Overall, the tremor waveforms appear to show a band-like pattern in the images. This result may indicate that the CNN discriminates tremors based on a rough view of the image. To discard this possibility, we conducted an additional experiment using monochromatic and dichromatic images, as shown in Fig. 12. The set of monochromatic images consists of 256 images for grayscale values from 0 to 255. The set of dichromatic images consists of 200 images, with each image containing a monochromatic band-like pattern on a monochromatic background.
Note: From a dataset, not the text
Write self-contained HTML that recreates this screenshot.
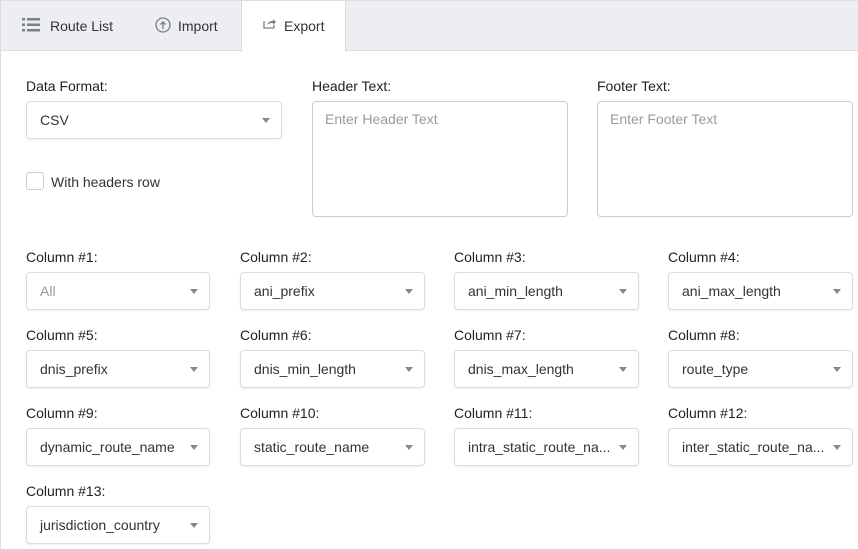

By providing these images as inputs to the CNN trained on Ver. 3, all the predicted labels are “none.” Although Ver. 3 “tremor” images seem to be similar to the dichromatic images, the CNN correctly determines the presence of tremors in Ver. 3 images. This result indicates that the CNN appropriately learned tremor features.

Fig. 12.
figure 12

Proposed CNN trained on Ver. 3 images correctly predicts label “tremor” for “tremor” images and label “none” for all monochromatic and dichromatic images.

5 Conclusion

The proposed CNN is expected to effectively detect tremors from seismograph paper records, as verified through numerical experiments. Based on the finding from the experiments, we will conduct CNN training with real data, which contain a wider variety of noises than synthetic images. To improve the CNN performance, we will also explore persistent parameter tuning and additional data preprocessing methods.